Suppose you have the input strings as- “geeksforgeeks”, “geeks”, “geek”, “geezer”, “x”.
Now there is no common prefix string of the above strings. By the “Word by Word Matching” algorithm discussed in Set 1, we come to the conclusion that there is no common prefix string by traversing all the strings. But if we use this algorithm, then in the first iteration itself we will come to know that there is no common prefix string, as we don’t go further to look for the second character of each strings.
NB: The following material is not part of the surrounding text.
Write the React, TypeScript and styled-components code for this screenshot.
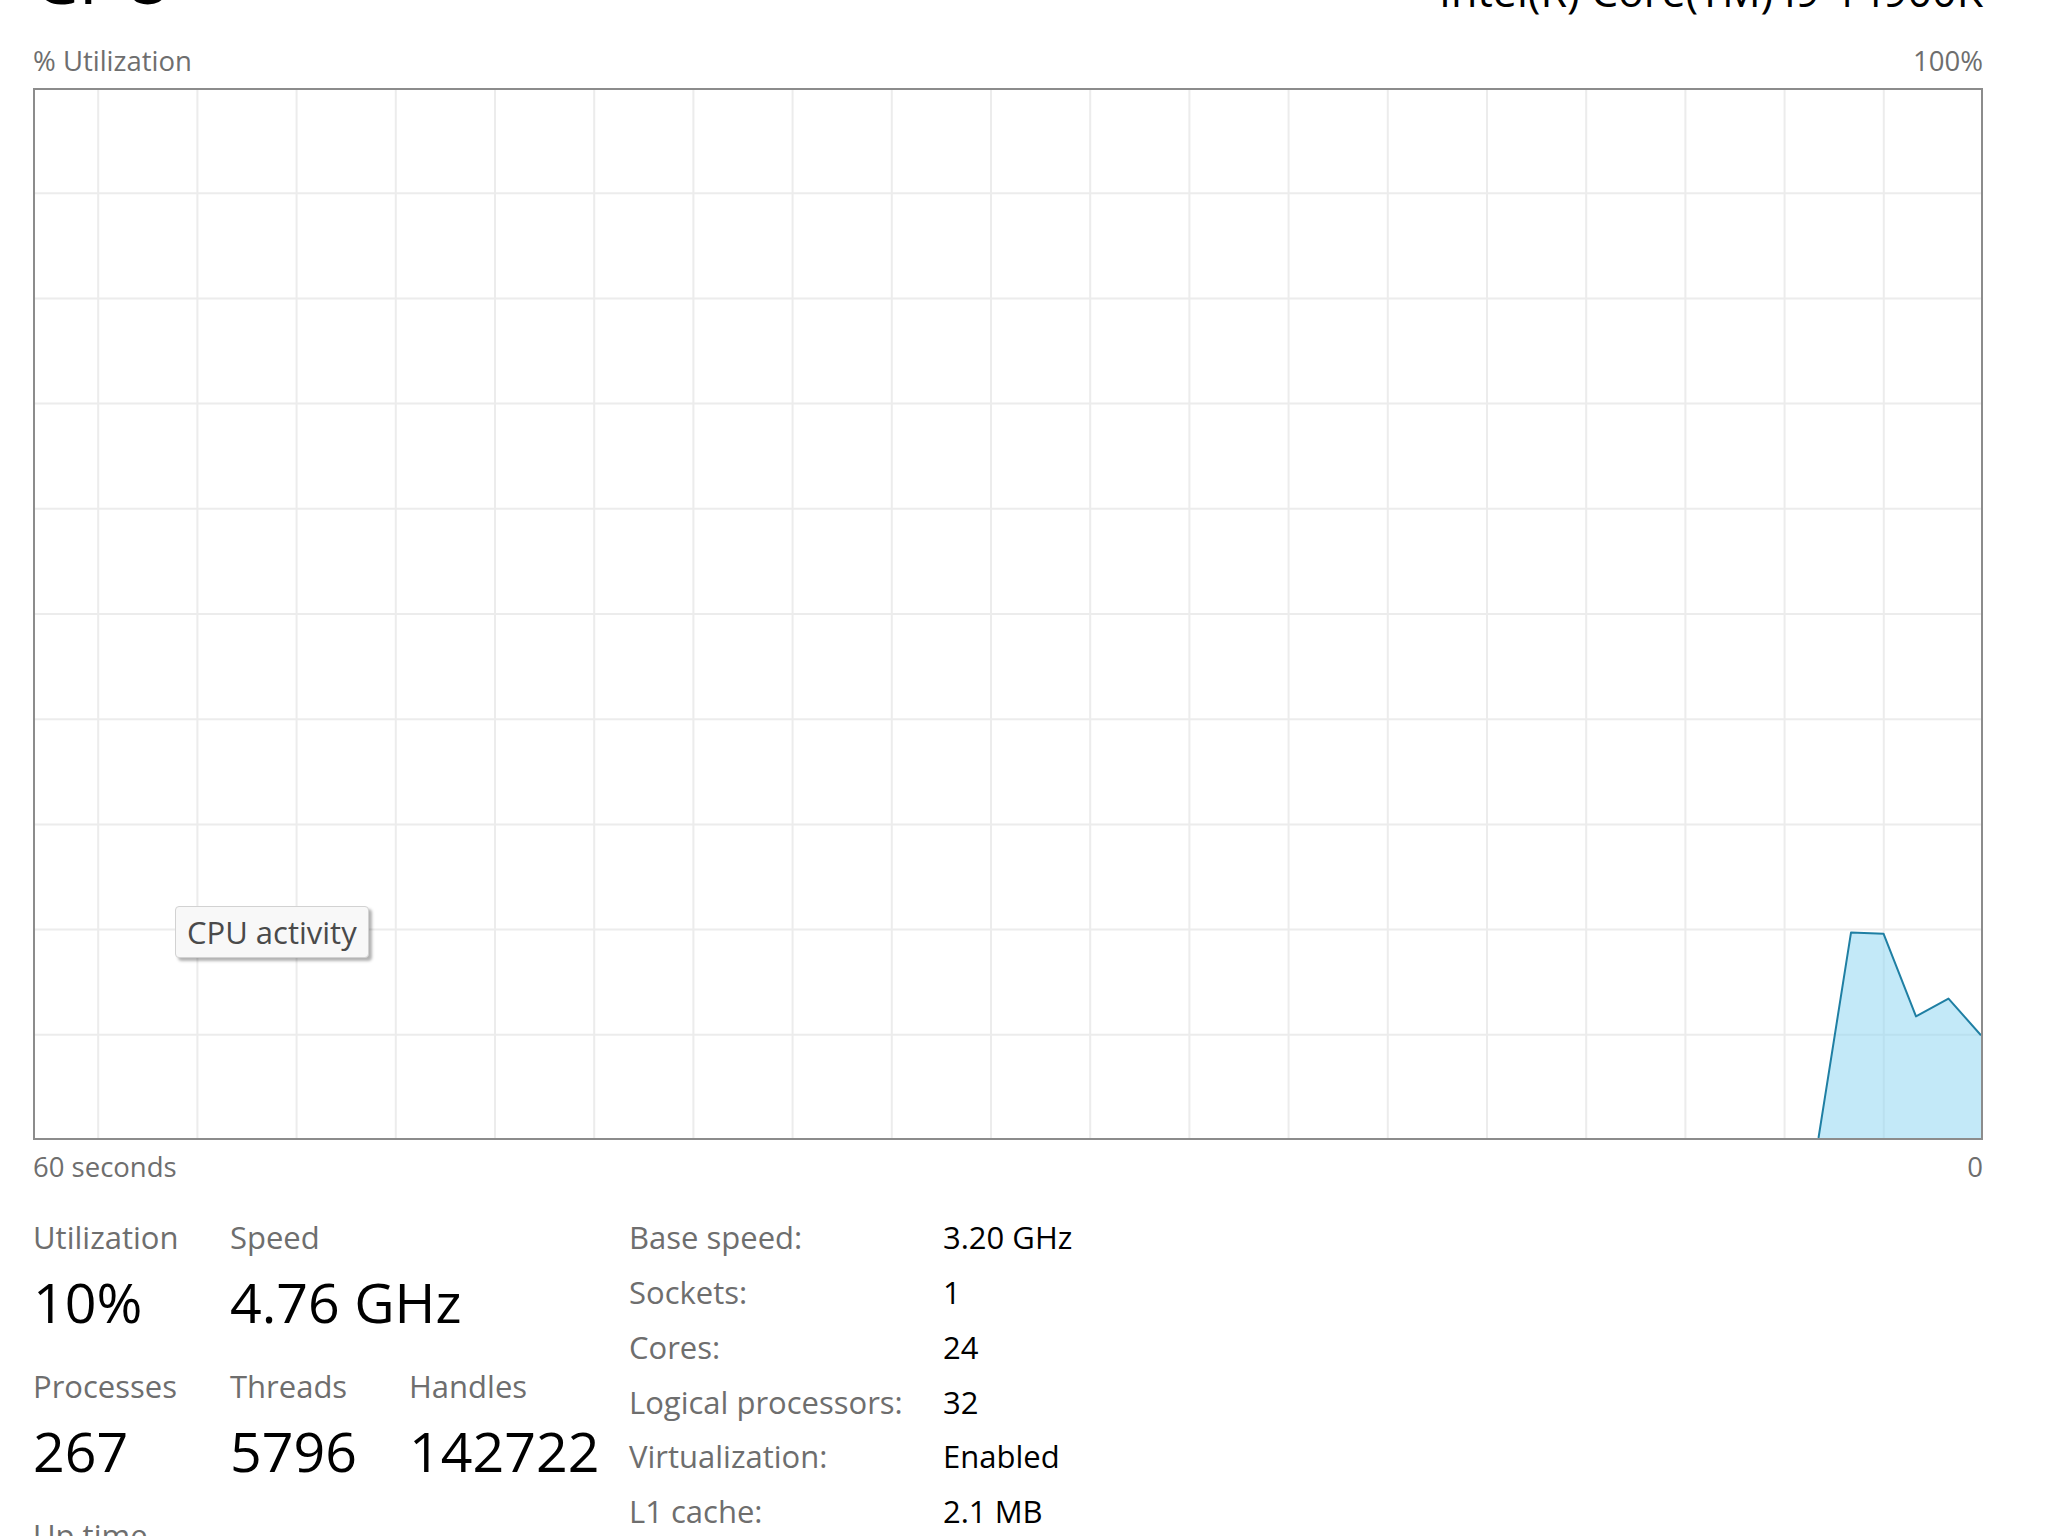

This algorithm has a huge advantage when there are too many strings.
Time Complexity : Since we are iterating through all the characters of all the strings, so we can say that the time complexity is O(N M) where,
N = Number of strings M = Length of the largest string string
Auxiliary Space : To store the longest prefix string we are allocating space which is O(M).